When the entire international community is saying that Pakistan must stop infiltration and assuring us that proof would be coming forth, we should not be giving the impression that we are at the stage of positioning our last man before embarking upon action against Pakistan. Home Minister L.K. Advani's statement that we should have spent more on defence than education is only rhetoric. His statement is no reply to the Nobel Prize winner Amartya Sen who said that education would have helped solve India's problems. Indeed, he is right. Had we concentrated on education - 40 per cent of the country's population is illiterate - we would have solved many of our problems.

Sports Minister Uma Bharti is another hawk who has no control over the language she uses. Her poem to castigate Pakistan was as hideous as the picture of her riding the shoulders of Human Resource Development Minister Murli Manohar Joshi at the time of the Babri Masjid's demotion. The hardliners on our side are as much bent upon jeopardising peace as are the jehadis and fundamentalists on the other side.

Prime Minister Atal Behari Vajpayee's suggestion of joint patrolling by India and Pakistan may turn out to be a step towards de-escalation. Earlier, Pakistani columnist Dr Ijaz Ahsan, had made a similar proposal. He said: "Pakistan should offer joint patrolling of the LoC by Indian and Pakistani soldiers. If such a scheme is implemented, it will be clear to everyone that no border crossings are taking place."

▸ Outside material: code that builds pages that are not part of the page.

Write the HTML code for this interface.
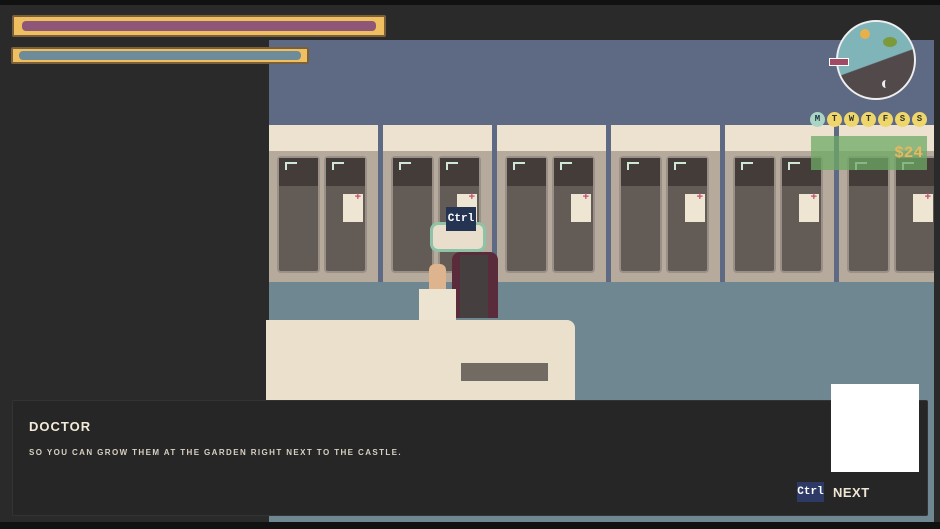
<!DOCTYPE html>
<html><head><style>
*{margin:0;padding:0;box-sizing:border-box}
body{width:940px;height:529px;background:#2b2a2b;position:relative;overflow:hidden;font-family:"Liberation Sans",sans-serif}
.a{position:absolute}
.cab{position:absolute;top:85px;width:109px;height:157px;background:#b5aa9c}
.cab .top{position:absolute;left:0;top:0;width:109px;height:26px;background:#ece2cf}
.cab .d{position:absolute;top:31px;width:43px;height:117px;background:#635b56;border:2px solid #9b9088;border-radius:4px}
.cab .d::before{content:"";position:absolute;left:0;top:0;right:0;height:28px;background:#433c39}
.cab .d::after{content:"";position:absolute;left:6px;top:4px;width:10px;height:6px;border-left:2px solid #cfe8d6;border-top:2px solid #cfe8d6}
.cab .l{left:8px}.cab .r{left:55px}
.note{position:absolute;left:74px;top:69px;width:20px;height:28px;background:#efe5d3}
.note::before{content:"+";position:absolute;right:2px;top:-3px;color:#c2506e;font-size:11px;font-weight:bold}
</style></head><body>
<div class="a" style="left:0;top:0;width:940px;height:5px;background:#111"></div>
<div class="a" style="left:269px;top:40px;width:665px;height:482px;background:#5e6983;overflow:hidden">
<div class="a" style="left:0;top:242px;width:665px;height:240px;background:#6f8791"></div>
<div class="cab" style="left:0px"><div class="top"></div><div class="d l"></div><div class="d r"></div><div class="note"></div></div>
<div class="cab" style="left:114px"><div class="top"></div><div class="d l"></div><div class="d r"></div><div class="note"></div></div>
<div class="cab" style="left:228px"><div class="top"></div><div class="d l"></div><div class="d r"></div><div class="note"></div></div>
<div class="cab" style="left:342px"><div class="top"></div><div class="d l"></div><div class="d r"></div><div class="note"></div></div>
<div class="cab" style="left:456px"><div class="top"></div><div class="d l"></div><div class="d r"></div><div class="note"></div></div>
<div class="cab" style="left:570px"><div class="top"></div><div class="d l"></div><div class="d r"></div><div class="note"></div></div>
</div>
<!-- characters -->
<div class="a" style="left:452px;top:252px;width:46px;height:66px;background:#5a2b3a;border-radius:8px 8px 0 0"></div>
<div class="a" style="left:460px;top:255px;width:28px;height:63px;background:#45403f"></div>
<div class="a" style="left:430px;top:222px;width:56px;height:30px;background:#e9decb;border:3px solid #8fc3a8;border-radius:8px"></div>
<div class="a" style="left:446px;top:207px;width:30px;height:24px;background:#263454;color:#fff;font:bold 11px 'Liberation Mono',monospace;text-align:center;line-height:24px">Ctrl</div>
<div class="a" style="left:429px;top:264px;width:17px;height:26px;background:#deb48e;border-radius:6px 6px 0 0"></div>
<div class="a" style="left:419px;top:289px;width:37px;height:31px;background:#ede3d1"></div>
<!-- counter -->
<div class="a" style="left:266px;top:320px;width:309px;height:80px;background:#ebe0cb;border-radius:0 8px 0 0"></div>
<div class="a" style="left:461px;top:363px;width:87px;height:18px;background:#726b63"></div>
<!-- bars -->
<div class="a" style="left:12px;top:15px;width:374px;height:22px;background:#f0c060;border:2px solid #7a5f3a;border-radius:2px"></div>
<div class="a" style="left:22px;top:21px;width:354px;height:10px;background:#8e5677;border-radius:4px"></div>
<div class="a" style="left:11px;top:47px;width:298px;height:17px;background:#f0c060;border:2px solid #7a5f3a;border-radius:2px"></div>
<div class="a" style="left:19px;top:51px;width:282px;height:9px;background:#6e8b99;border-radius:4px"></div>
<!-- clock -->
<div class="a" style="left:836px;top:20px;width:80px;height:80px;border-radius:50%;background:linear-gradient(160deg,#7fb4b8 0%,#7fb4b8 52%,#524a4a 53%,#524a4a 100%);border:2px solid #eee;overflow:hidden">
<div class="a" style="left:22px;top:7px;width:10px;height:10px;border-radius:50%;background:#e8b04a"></div>
<div class="a" style="left:45px;top:15px;width:14px;height:10px;background:#7c9a3a;border-radius:50%"></div>
<div class="a" style="left:44px;top:58px;width:8px;height:8px;border-radius:50%;border-left:3px solid #eee"></div>
</div>
<div class="a" style="left:829px;top:58px;width:20px;height:8px;background:#a04a66;border:1px solid #fff"></div>
<div class="a" style="left:810px;top:112px;height:16px;display:flex;gap:2px">
<span style="width:15px;height:15px;border-radius:50%;background:#a9d6c4;font:bold 9px 'Liberation Mono';text-align:center;line-height:15px;color:#234">M</span>
<span style="width:15px;height:15px;border-radius:50%;background:#eed66a;font:bold 9px 'Liberation Mono';text-align:center;line-height:15px;color:#333">T</span>
<span style="width:15px;height:15px;border-radius:50%;background:#eed66a;font:bold 9px 'Liberation Mono';text-align:center;line-height:15px;color:#333">W</span>
<span style="width:15px;height:15px;border-radius:50%;background:#eed66a;font:bold 9px 'Liberation Mono';text-align:center;line-height:15px;color:#333">T</span>
<span style="width:15px;height:15px;border-radius:50%;background:#eed66a;font:bold 9px 'Liberation Mono';text-align:center;line-height:15px;color:#333">F</span>
<span style="width:15px;height:15px;border-radius:50%;background:#eed66a;font:bold 9px 'Liberation Mono';text-align:center;line-height:15px;color:#333">S</span>
<span style="width:15px;height:15px;border-radius:50%;background:#eed66a;font:bold 9px 'Liberation Mono';text-align:center;line-height:15px;color:#333">S</span>
</div>
<div class="a" style="left:811px;top:136px;width:116px;height:34px;background:rgba(110,170,100,.75);color:#e8b860;font:bold 16px 'Liberation Mono',monospace;text-align:right;padding:8px 4px 0 0">$24</div>
<!-- dialog -->
<div class="a" style="left:12px;top:400px;width:916px;height:116px;background:#262626;border:1px solid #333;border-radius:2px"></div>
<div class="a" style="left:29px;top:419px;color:#f3ead8;font:bold 13px 'Liberation Sans',sans-serif;letter-spacing:1px">DOCTOR</div>
<div class="a" style="left:29px;top:448px;color:#d8d0c2;font:bold 8px 'Liberation Sans',sans-serif;letter-spacing:1.4px">SO YOU CAN GROW THEM AT THE GARDEN RIGHT NEXT TO THE CASTLE.</div>
<div class="a" style="left:831px;top:384px;width:88px;height:88px;background:#fff"></div>
<div class="a" style="left:797px;top:482px;width:27px;height:20px;background:#2d3a66;color:#fff;font:bold 11px 'Liberation Mono',monospace;text-align:center;line-height:20px">Ctrl</div>
<div class="a" style="left:833px;top:485px;color:#efe6d3;font:bold 13px 'Liberation Sans',sans-serif;letter-spacing:.5px">NEXT</div>
<div class="a" style="left:0;top:522px;width:940px;height:7px;background:#111"></div>
</body></html>
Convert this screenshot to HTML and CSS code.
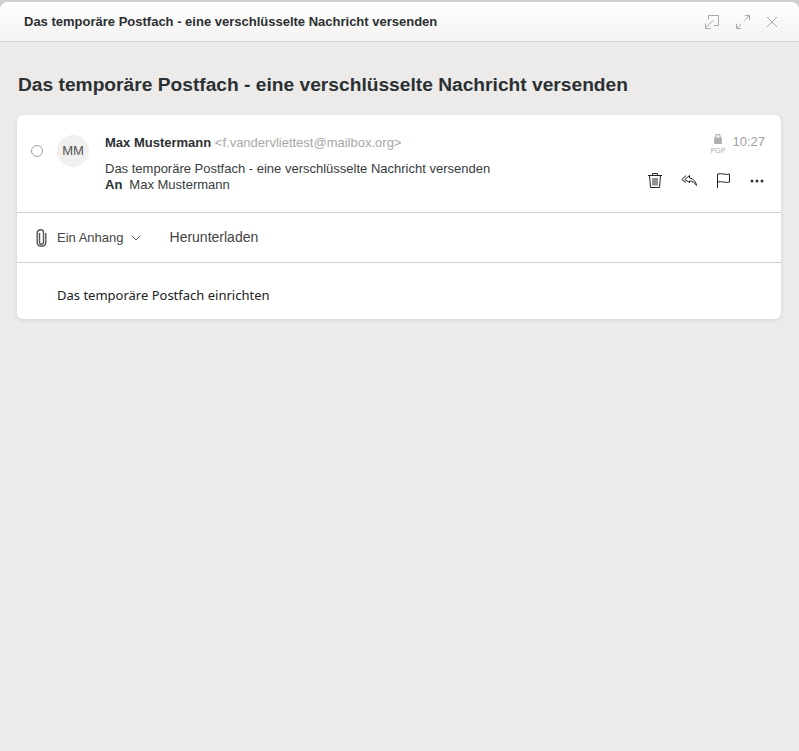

Rumsfeld's proposal to associate America and Britain with the supervision of the LoC is worth considering. No doubt, it will bring back UN observers whom we stopped recognising after the 1971 war. That was the time when the Ceasefire Line became the Line Of Control. But we can specify their role and indicate a time limit which we can extend if need be.

War cannot possibly lead to a solution of any problem, because war has become much too terrible and destructive. If the solution we aim at cannot be brought about by large-

scale war, will small-scale war help? Surely, it will not. Partly because that itself may lead to a big-scale war and partly because it produces an atmosphere of conflict and of disruption.

It is absurd to imagine that out of the conflict, the right type of forces, which are opposed to terrorism and fundamentalism, will emerge. In Germany, both the Communist Party and the Social Democratic Party were swept away by Hitler. This may happen in our part of the world.